# Information provided
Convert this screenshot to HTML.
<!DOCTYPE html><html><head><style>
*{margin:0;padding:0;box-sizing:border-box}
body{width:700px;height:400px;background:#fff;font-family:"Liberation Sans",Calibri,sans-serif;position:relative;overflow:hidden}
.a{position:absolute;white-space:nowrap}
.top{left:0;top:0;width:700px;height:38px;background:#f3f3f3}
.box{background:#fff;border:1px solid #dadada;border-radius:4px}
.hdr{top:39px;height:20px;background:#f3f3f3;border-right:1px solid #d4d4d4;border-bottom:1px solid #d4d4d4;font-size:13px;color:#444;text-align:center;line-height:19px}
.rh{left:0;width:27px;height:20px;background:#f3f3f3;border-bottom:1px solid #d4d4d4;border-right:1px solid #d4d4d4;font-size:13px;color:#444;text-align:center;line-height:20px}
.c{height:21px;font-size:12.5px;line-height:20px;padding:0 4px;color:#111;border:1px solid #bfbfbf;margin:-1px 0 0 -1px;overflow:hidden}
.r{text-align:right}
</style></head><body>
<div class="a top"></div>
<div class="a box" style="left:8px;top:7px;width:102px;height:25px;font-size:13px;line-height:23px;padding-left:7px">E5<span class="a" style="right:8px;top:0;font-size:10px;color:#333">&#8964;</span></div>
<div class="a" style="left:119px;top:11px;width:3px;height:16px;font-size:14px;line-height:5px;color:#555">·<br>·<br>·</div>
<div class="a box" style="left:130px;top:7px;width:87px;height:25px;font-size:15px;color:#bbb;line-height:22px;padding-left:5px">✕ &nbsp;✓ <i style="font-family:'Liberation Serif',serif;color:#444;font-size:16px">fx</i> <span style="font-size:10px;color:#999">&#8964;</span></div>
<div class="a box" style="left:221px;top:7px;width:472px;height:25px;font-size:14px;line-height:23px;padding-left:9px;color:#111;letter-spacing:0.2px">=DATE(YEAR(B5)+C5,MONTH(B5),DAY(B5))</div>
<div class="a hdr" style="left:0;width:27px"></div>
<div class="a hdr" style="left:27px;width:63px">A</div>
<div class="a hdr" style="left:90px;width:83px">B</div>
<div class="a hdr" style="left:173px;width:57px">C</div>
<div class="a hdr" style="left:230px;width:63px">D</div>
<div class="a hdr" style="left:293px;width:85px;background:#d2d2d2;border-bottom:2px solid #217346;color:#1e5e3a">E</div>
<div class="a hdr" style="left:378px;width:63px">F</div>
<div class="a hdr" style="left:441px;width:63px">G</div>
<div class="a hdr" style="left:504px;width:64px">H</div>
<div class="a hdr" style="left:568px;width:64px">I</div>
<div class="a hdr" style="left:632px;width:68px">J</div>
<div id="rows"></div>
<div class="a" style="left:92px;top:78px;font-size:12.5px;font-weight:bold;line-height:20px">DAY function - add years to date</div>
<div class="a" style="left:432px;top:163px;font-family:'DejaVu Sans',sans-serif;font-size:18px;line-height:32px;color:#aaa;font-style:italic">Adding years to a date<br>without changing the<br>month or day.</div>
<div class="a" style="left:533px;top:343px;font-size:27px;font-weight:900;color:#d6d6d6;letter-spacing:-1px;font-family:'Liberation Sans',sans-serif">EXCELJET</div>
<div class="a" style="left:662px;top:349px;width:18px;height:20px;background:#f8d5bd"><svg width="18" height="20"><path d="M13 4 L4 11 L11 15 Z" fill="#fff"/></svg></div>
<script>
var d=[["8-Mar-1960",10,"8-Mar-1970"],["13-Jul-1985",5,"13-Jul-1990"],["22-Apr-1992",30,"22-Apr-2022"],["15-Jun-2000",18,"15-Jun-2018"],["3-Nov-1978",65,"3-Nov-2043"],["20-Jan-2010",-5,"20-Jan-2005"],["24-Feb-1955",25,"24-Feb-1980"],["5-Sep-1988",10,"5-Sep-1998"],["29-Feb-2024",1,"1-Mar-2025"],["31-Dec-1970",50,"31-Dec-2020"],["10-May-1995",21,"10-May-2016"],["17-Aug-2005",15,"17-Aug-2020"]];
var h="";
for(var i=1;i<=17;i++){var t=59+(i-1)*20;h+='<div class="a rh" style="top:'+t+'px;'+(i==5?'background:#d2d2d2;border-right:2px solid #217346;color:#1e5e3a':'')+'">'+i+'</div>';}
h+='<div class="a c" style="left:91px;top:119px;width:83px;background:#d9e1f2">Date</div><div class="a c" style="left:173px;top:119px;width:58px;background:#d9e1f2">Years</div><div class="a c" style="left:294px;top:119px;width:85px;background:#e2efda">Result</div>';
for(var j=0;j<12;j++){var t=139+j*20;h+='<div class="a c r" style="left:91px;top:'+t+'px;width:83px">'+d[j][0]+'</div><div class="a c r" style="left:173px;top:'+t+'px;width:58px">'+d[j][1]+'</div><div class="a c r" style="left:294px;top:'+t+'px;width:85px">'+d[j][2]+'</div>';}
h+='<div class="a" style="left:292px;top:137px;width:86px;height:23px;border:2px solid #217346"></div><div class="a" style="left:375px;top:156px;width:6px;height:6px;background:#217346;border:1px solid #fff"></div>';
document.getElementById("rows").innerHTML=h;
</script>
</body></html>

# What is expected
Give an exact copy of all the data shown above.

# Solved problem
Convert this screenshot to HTML.
<!DOCTYPE html><html><head><style>
*{margin:0;padding:0;box-sizing:border-box}
body{width:700px;height:400px;background:#fff;font-family:"Liberation Sans",Calibri,sans-serif;position:relative;overflow:hidden}
.a{position:absolute;white-space:nowrap}
.top{left:0;top:0;width:700px;height:38px;background:#f3f3f3}
.box{background:#fff;border:1px solid #dadada;border-radius:4px}
.hdr{top:39px;height:20px;background:#f3f3f3;border-right:1px solid #d4d4d4;border-bottom:1px solid #d4d4d4;font-size:13px;color:#444;text-align:center;line-height:19px}
.rh{left:0;width:27px;height:20px;background:#f3f3f3;border-bottom:1px solid #d4d4d4;border-right:1px solid #d4d4d4;font-size:13px;color:#444;text-align:center;line-height:20px}
.c{height:21px;font-size:12.5px;line-height:20px;padding:0 4px;color:#111;border:1px solid #bfbfbf;margin:-1px 0 0 -1px;overflow:hidden}
.r{text-align:right}
</style></head><body>
<div class="a top"></div>
<div class="a box" style="left:8px;top:7px;width:102px;height:25px;font-size:13px;line-height:23px;padding-left:7px">E5<span class="a" style="right:8px;top:0;font-size:10px;color:#333">&#8964;</span></div>
<div class="a" style="left:119px;top:11px;width:3px;height:16px;font-size:14px;line-height:5px;color:#555">·<br>·<br>·</div>
<div class="a box" style="left:130px;top:7px;width:87px;height:25px;font-size:15px;color:#bbb;line-height:22px;padding-left:5px">✕ &nbsp;✓ <i style="font-family:'Liberation Serif',serif;color:#444;font-size:16px">fx</i> <span style="font-size:10px;color:#999">&#8964;</span></div>
<div class="a box" style="left:221px;top:7px;width:472px;height:25px;font-size:14px;line-height:23px;padding-left:9px;color:#111;letter-spacing:0.2px">=DATE(YEAR(B5)+C5,MONTH(B5),DAY(B5))</div>
<div class="a hdr" style="left:0;width:27px"></div>
<div class="a hdr" style="left:27px;width:63px">A</div>
<div class="a hdr" style="left:90px;width:83px">B</div>
<div class="a hdr" style="left:173px;width:57px">C</div>
<div class="a hdr" style="left:230px;width:63px">D</div>
<div class="a hdr" style="left:293px;width:85px;background:#d2d2d2;border-bottom:2px solid #217346;color:#1e5e3a">E</div>
<div class="a hdr" style="left:378px;width:63px">F</div>
<div class="a hdr" style="left:441px;width:63px">G</div>
<div class="a hdr" style="left:504px;width:64px">H</div>
<div class="a hdr" style="left:568px;width:64px">I</div>
<div class="a hdr" style="left:632px;width:68px">J</div>
<div id="rows"></div>
<div class="a" style="left:92px;top:78px;font-size:12.5px;font-weight:bold;line-height:20px">DAY function - add years to date</div>
<div class="a" style="left:432px;top:163px;font-family:'DejaVu Sans',sans-serif;font-size:18px;line-height:32px;color:#aaa;font-style:italic">Adding years to a date<br>without changing the<br>month or day.</div>
<div class="a" style="left:533px;top:343px;font-size:27px;font-weight:900;color:#d6d6d6;letter-spacing:-1px;font-family:'Liberation Sans',sans-serif">EXCELJET</div>
<div class="a" style="left:662px;top:349px;width:18px;height:20px;background:#f8d5bd"><svg width="18" height="20"><path d="M13 4 L4 11 L11 15 Z" fill="#fff"/></svg></div>
<script>
var d=[["8-Mar-1960",10,"8-Mar-1970"],["13-Jul-1985",5,"13-Jul-1990"],["22-Apr-1992",30,"22-Apr-2022"],["15-Jun-2000",18,"15-Jun-2018"],["3-Nov-1978",65,"3-Nov-2043"],["20-Jan-2010",-5,"20-Jan-2005"],["24-Feb-1955",25,"24-Feb-1980"],["5-Sep-1988",10,"5-Sep-1998"],["29-Feb-2024",1,"1-Mar-2025"],["31-Dec-1970",50,"31-Dec-2020"],["10-May-1995",21,"10-May-2016"],["17-Aug-2005",15,"17-Aug-2020"]];
var h="";
for(var i=1;i<=17;i++){var t=59+(i-1)*20;h+='<div class="a rh" style="top:'+t+'px;'+(i==5?'background:#d2d2d2;border-right:2px solid #217346;color:#1e5e3a':'')+'">'+i+'</div>';}
h+='<div class="a c" style="left:91px;top:119px;width:83px;background:#d9e1f2">Date</div><div class="a c" style="left:173px;top:119px;width:58px;background:#d9e1f2">Years</div><div class="a c" style="left:294px;top:119px;width:85px;background:#e2efda">Result</div>';
for(var j=0;j<12;j++){var t=139+j*20;h+='<div class="a c r" style="left:91px;top:'+t+'px;width:83px">'+d[j][0]+'</div><div class="a c r" style="left:173px;top:'+t+'px;width:58px">'+d[j][1]+'</div><div class="a c r" style="left:294px;top:'+t+'px;width:85px">'+d[j][2]+'</div>';}
h+='<div class="a" style="left:292px;top:137px;width:86px;height:23px;border:2px solid #217346"></div><div class="a" style="left:375px;top:156px;width:6px;height:6px;background:#217346;border:1px solid #fff"></div>';
document.getElementById("rows").innerHTML=h;
</script>
</body></html>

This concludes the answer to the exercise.